The Malaysian government says it is not unsympathetic to re-opening the search, but insists it would need something new to go on.
‘We are open to proposals, but we must have some credible leads before we decide,’ Loke said at the November 2018 media event.
The question, if a new search for MH370 were to be launched, would be where to look.
The best piece of information on where to find MH370 remains the satellite burst timing offset data which produced the seven handshakes and the Seventh Arc. The reverse drift-modelling is also of use, but that has proved to be a rather inexact science. One obvious option would be to search a progressively wider stretch around the Seventh Arc beyond that already covered. The hunters could also go farther north along it, and maybe a bit farther south-west, though the aircraft’s endurance is finite and there is no point searching too far in that direction.
The problem with such an approach is that it would still be based on the ATSB’s same assumptions about how the flight ended, which have been progressively challenged by new facts and independent expert analysis.
Between the ATSB-led search, and that of Ocean Infinity, about 250,000 square kilometres of seabed in the southern Indian Ocean were covered, based on the bureau’s insistence that no pilot was flying the plane at the end. An increasing number of aviation professionals are asking: since the search based on the ATSB’s theory failed to find the aircraft, why not consider a new hunt based on the alternative scenario that Zaharie flew the aircraft to the end, which its proponents say would involve covering no more than about 7000 square kilometres or less?
As the former ATSB boss Martin Dolan eventually conceded on the 60 Minutes episode, there are ‘two viable theories’ and if the plane were not found based on the bureau’s ‘unresponsive crew/hypoxia’ theory, ‘then the conclusion is that we focused on the wrong set of priorities’.
Pilots Bailey, Hardy and Keane; engineer Stevens; and air crash investigator Vance have been liaising for years now on MH370. Vance, as discussed earlier, has doubts about the merits of continuing to search at all because if a pilot flew the aircraft to the end, it could have been over an unmanageably wide area. But he said if he had to search, he would next go where the others propose.
That is in an area just outside of where the ATSB search along the southern end of where the Seventh Arc ended. Hardy identified this search zone in 2015. He used the same radar and satellite tracking data to develop a mathematical formula based on similar calculations of speed, wind, direction and endurance along the Seventh Arc as the ATSB employed, but with the additional assumption of a controlled glide or engines-running descent of about 100 nautical miles at the end and a ditching by Zaharie. Hardy said whether this was done after fuel exhaustion, or with a small amount of fuel left and the engines just barely turning over to keep them alive if needed, made little difference to the modelling.

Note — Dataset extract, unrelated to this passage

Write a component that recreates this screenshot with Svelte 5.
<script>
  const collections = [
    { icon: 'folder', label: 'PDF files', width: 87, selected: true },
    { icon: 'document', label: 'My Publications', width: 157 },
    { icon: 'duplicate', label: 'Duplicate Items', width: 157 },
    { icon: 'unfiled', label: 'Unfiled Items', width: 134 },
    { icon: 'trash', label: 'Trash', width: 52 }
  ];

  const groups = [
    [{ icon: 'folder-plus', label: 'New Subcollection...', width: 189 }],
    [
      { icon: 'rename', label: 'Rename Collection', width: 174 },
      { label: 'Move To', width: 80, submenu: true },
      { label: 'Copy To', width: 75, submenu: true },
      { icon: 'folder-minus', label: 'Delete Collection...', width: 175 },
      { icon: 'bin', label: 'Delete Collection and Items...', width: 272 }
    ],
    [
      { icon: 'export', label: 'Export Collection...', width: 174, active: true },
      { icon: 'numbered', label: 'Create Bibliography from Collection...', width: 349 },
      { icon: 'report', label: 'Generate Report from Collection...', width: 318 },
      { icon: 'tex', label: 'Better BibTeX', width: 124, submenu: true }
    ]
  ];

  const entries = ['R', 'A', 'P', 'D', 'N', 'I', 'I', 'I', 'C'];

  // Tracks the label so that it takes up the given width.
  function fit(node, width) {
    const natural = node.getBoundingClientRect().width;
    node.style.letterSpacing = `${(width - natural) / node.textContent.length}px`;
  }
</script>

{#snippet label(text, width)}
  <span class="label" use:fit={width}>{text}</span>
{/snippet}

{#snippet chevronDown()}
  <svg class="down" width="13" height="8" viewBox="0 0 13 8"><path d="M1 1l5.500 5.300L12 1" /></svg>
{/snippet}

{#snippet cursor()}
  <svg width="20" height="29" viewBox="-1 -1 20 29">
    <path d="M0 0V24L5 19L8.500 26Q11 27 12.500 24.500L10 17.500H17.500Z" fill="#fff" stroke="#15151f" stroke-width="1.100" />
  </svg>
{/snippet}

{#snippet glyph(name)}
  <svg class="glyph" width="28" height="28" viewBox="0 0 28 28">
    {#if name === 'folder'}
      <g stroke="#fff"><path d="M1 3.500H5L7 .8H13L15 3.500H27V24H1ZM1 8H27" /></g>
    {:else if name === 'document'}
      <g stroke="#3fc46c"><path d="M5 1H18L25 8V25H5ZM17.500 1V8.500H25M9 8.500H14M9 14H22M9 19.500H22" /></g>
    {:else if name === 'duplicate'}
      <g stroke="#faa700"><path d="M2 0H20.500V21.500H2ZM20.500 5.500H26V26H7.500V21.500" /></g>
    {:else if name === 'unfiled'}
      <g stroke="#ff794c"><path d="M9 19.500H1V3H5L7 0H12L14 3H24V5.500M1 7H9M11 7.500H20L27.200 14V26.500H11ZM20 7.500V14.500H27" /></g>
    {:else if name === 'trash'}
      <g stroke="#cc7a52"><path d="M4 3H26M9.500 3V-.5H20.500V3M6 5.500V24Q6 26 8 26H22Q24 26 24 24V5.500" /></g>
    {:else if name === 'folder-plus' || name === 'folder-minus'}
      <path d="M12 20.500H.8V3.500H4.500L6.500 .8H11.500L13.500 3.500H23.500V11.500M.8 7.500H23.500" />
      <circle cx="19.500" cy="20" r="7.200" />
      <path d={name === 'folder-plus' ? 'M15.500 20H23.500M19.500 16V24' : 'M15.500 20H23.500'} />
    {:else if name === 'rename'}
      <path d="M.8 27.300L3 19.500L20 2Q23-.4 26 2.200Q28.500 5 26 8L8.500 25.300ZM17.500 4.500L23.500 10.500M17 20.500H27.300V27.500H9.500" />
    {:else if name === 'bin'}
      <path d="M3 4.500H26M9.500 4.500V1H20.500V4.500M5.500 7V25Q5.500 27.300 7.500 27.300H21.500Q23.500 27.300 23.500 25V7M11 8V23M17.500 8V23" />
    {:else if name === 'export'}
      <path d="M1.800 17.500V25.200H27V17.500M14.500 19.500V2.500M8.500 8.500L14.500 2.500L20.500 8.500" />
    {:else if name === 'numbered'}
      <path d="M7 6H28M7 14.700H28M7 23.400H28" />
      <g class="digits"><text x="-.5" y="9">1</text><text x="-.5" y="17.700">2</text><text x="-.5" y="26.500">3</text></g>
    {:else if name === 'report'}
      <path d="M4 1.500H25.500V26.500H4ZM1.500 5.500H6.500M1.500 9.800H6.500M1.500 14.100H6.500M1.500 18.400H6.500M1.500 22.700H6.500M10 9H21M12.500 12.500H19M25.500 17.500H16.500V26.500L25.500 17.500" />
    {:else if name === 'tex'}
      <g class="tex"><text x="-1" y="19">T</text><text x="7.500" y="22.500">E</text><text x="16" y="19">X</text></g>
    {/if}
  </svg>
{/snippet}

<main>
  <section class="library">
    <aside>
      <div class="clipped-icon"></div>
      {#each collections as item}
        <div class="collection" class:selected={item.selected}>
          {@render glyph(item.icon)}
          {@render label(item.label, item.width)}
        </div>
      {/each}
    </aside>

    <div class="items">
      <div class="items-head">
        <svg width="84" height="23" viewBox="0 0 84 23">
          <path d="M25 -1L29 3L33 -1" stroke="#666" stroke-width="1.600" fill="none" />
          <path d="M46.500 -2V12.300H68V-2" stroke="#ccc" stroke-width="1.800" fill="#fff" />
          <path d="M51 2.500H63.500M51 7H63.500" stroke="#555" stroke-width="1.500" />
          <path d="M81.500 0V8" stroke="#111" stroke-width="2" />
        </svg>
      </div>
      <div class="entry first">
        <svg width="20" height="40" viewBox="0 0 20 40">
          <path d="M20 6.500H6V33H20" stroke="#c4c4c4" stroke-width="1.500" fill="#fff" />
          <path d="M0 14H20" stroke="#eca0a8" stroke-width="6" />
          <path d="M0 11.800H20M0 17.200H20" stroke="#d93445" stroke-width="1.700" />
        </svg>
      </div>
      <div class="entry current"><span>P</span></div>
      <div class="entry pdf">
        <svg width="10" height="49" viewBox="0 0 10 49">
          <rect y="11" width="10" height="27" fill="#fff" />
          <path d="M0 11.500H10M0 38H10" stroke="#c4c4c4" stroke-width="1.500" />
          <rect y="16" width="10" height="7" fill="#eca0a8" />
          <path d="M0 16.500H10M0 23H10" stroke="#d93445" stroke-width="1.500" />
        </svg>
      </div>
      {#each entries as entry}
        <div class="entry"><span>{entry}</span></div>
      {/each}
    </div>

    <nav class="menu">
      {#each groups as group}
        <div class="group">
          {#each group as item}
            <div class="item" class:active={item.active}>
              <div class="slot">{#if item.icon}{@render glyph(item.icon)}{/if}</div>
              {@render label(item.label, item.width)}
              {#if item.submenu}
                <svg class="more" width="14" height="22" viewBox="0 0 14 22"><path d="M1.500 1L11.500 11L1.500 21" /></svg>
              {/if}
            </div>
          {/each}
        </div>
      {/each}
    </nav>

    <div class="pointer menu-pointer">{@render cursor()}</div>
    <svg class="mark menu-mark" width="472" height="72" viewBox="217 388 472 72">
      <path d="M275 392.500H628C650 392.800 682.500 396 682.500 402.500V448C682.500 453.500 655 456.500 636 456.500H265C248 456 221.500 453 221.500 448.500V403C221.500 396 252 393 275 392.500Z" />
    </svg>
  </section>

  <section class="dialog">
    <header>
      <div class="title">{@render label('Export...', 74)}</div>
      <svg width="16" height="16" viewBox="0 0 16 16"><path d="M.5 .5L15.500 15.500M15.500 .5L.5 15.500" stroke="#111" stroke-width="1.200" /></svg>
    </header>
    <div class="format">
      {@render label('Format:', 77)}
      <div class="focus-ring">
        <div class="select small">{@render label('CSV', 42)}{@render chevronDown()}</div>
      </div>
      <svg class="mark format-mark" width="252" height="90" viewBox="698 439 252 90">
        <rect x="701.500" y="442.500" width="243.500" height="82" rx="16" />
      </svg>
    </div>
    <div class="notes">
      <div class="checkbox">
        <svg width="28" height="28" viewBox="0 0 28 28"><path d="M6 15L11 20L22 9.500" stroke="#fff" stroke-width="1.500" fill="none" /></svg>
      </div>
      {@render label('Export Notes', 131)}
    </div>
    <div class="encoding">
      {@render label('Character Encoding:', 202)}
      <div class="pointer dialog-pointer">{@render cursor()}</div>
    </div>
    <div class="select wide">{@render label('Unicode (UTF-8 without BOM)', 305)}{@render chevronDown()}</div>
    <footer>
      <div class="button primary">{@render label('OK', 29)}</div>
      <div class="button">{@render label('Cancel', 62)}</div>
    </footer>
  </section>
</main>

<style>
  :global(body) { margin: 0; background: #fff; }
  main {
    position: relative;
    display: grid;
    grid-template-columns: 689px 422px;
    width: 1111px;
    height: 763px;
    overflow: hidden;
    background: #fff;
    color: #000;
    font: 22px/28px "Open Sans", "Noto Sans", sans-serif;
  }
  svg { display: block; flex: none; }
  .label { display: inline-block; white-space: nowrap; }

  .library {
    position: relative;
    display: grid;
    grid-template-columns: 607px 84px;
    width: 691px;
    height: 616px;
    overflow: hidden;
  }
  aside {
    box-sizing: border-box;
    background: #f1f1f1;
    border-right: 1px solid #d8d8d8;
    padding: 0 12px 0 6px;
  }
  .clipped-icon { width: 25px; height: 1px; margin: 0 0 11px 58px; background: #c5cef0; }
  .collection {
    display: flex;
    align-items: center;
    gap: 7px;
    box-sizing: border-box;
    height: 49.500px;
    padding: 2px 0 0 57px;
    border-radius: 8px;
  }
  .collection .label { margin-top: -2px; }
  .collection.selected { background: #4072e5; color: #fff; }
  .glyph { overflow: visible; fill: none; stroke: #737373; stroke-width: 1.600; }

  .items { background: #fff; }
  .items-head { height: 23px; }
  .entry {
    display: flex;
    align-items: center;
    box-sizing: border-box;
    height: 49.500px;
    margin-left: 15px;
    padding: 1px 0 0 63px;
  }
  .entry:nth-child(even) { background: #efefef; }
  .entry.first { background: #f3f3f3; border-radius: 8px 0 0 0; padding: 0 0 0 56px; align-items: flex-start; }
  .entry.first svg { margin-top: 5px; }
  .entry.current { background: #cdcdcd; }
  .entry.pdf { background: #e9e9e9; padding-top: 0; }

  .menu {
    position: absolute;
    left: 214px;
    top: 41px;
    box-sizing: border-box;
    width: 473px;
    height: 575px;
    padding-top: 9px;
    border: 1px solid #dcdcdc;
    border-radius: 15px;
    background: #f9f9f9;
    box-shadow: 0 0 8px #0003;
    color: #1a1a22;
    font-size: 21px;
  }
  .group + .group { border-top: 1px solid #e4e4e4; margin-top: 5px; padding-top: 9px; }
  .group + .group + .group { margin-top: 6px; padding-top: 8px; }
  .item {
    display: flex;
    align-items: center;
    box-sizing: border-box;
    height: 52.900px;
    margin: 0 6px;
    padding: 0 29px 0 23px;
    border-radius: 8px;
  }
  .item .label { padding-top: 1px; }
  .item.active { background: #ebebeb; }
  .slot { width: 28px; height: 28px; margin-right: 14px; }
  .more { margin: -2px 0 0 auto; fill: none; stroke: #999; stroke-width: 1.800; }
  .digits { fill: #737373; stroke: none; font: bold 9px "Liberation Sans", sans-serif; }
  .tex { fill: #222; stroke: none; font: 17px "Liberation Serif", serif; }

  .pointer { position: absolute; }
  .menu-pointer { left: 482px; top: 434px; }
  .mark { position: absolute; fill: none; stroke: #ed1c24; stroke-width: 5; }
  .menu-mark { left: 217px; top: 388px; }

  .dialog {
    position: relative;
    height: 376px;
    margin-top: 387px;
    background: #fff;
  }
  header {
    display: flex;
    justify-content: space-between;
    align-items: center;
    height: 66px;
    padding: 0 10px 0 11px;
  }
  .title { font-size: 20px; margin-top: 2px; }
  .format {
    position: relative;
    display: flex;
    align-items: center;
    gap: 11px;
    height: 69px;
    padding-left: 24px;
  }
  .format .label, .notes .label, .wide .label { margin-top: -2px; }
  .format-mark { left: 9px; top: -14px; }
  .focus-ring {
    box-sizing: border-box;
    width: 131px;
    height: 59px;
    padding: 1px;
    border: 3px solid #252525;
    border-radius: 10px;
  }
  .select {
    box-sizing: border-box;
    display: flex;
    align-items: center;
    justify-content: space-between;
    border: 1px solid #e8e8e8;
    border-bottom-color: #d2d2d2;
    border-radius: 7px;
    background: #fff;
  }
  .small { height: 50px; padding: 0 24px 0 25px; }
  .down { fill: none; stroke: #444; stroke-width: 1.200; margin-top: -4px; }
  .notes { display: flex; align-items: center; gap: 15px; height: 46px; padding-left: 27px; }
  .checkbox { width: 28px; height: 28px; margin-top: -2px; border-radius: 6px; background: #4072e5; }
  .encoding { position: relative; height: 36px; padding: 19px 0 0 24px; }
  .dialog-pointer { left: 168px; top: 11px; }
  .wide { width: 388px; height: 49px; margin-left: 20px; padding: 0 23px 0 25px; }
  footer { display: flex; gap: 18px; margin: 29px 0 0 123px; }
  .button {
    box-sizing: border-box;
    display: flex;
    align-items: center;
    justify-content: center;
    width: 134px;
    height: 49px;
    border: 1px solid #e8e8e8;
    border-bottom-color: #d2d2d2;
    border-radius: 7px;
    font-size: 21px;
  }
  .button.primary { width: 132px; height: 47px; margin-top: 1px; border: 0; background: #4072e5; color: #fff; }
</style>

Hardy spoke with me from Mumbai, where he had arrived after piloting a Boeing 777 from London. In addition to his extensive flying experience, he also has a large amount of engineering and track-plotting expertise. He took up a Royal Naval flying scholarship aged 17, and the navy put him through university to earn a design engineering degree.
He served as a senior design engineer working on torpedo guidance systems. He came up with his analysis of where MH370 ended up using the same sort of simple draughtsman techniques he had acquired.
There is a fascinating three part YouTube video series in which Hardy describes exactly how he made the calculation of where he believes MH
370 most probably is, easily findable on the web. In it, Hardy is very logical and persuasive. Using the same basic information as the ATSB had, he combined the basic skills he learnt as a naval officer, engineering design draftsman, and pilot to draw it all out on a series of big charts with a ruler, rather than enter it all into a computer.
Hardy’s process followed basic geometry, solving simultaneous equations, and fundamental navigation techniques such as taking three bearings to work out a position. He used the seven arcs to make calculations of simple logic of distances and speed. Like the geometry one learns as a school boy or girl, Hardy’s analysis had a very satisfying end: a logical ‘Q.E.D.’ showing MH370’s likely resting place.
Hardy said that when Ocean Infinity chief executive Oliver Plunkett arrived London to talk with key staff and the ATSB, Hardy outlined his calculations over two-and-a-half hours.
‘He was pretty impressed with it, but then he saw the ATSB people who put him off.’
Hardy says for his part, he would ‘not bet my house’ on whether the pilots’ preferred new search zone would find the resting place of MH370. But he thinks it has an excellent chance, and statistically has a vastly better probability of success than the vagaries of the drift-modelling.
Hardy’s reckoning puts the most likely coordinates of the aircraft at 40 degrees South, and 086.5 degrees East. But allowing for some elasticity in the variables, Hardy still proposes a search area of 7000 square kilometres.
Keane likes the idea of searching the deep underwater canyons known to be in this area, where he thinks Zaharie would have tried to sink the plane, including the Geelvink Fracture Zone. His best guess is 38 degrees 15 minutes South, 86 degrees 48 minutes East.
Byron Bailey, for his part, thinks he could narrow down the area even more on his variation of the end of flight which involves a ditching even closer to the area searched by the ATSB, based on Zaharie turning into the south-westerly wind a little earlier. He points out he and his colleagues’ calculations are not much different from that of the ATSB early search plan based on the Defence Science and Technology Group’s original ‘hot spot’ of probability. The pilots’ estimate just puts MH370 gliding a bit further along a true track of 188 degrees South. Bailey puts MH370 at 39 degrees, 10 minutes South, 88 degrees 15 minutes East. The original DSTG hot spot, the track, the pilots’ preferred search area, and just where Bailey, Hardy and Keane believe to be the most likely location of the aircraft is, are shown in the picture section.